Io mi sarei aspettato il seguente scenario: Takopi torna all'istante della divergenza della linea temporale, subito prima del suicidio di Shizuka e, magari coinvolgendo Naoki, lo traduce in un tentato suicidio, così come sembrava essere nella realtà originale del 2022. In questo modo di fatto avrebbe reso il tempo lungo una realtà specifica ciclico - così come di fatto dovrebbe essere, "Steins;Gate" insegna - e invece Takopi trasla tutto in una nuova linea temporale, dove la storia si chiude, mi dispiace ma non trovo altra espressione, "a tarallucci e vino". Shizuka e Marina non si ricordano di Takopi, ma condividono una rimembranza nostalgica che le fa diventare amiche di punto in bianco, e quindi il reciproco supporto permetterà loro di superare le difficoltà della vita.

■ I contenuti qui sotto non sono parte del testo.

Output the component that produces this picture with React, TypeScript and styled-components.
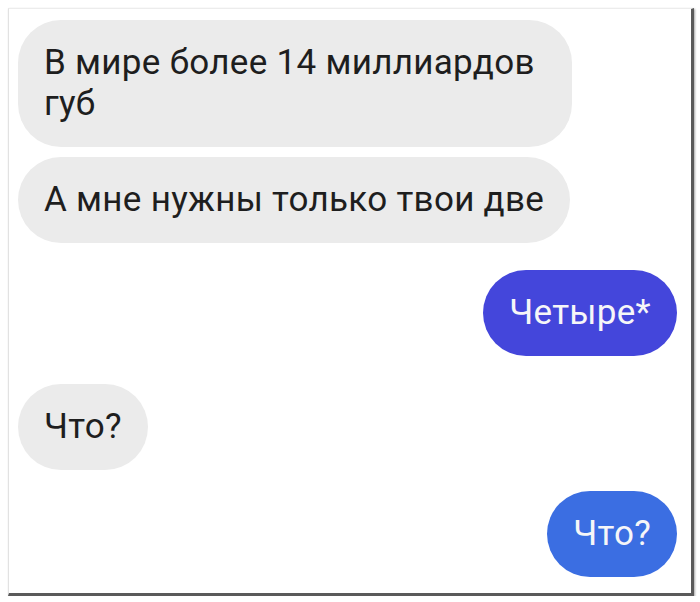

Qui l'anime perde senso logico e tradisce il suo spirito. Marina infatti ha conosciuto Takopi solo nel 2022, come fa ad avere questi offuscati ricordi nel 2016? Ok che il tempo dovrebbe essere ciclico, ma non appare stagnante come nei giochi From Software. Inoltre, da aguzzina di Shizuka cambia completamente faccia. Infine, se fino a ridosso del finale tutta la storia è intrisa da un dramma senza apparente via d'uscita, ecco che Takopi si trasforma in un deus ex machina che, con uno schiocco di tentacoli, sistema tutto. Tutto troppo facile, un buonismo eccessivo e, mi dispiace dirlo, totalmente fuori luogo rispetto a quanto messo in scena fino a quel momento. Il sacrificio del polpo dovrebbe commuovere, ma, in fin dei conti, appare solo come un banale pretesto narrativo per farlo uscire di scena in maniera pretestuosamente strappalacrime.
Dispiace perché, per il resto, TOS è un ottimo e a tratti eccellente anime in tutto: nella sceneggiatura (finale escluso, come si è detto), nella scrittura dei personaggi, nelle animazioni, nelle musiche, nella regia, nei colpi di scena. La sua drammatica brutalità è davvero tanto potente. Proprio all'ultimo ostacolo però, ecco il capitombolo. Peccato.
Resta un anime assolutamente consigliato, per il quale non mi sento di dare meno di 8, ma che sarebbe potuto essere davvero tanto, ma tanto più incisivo.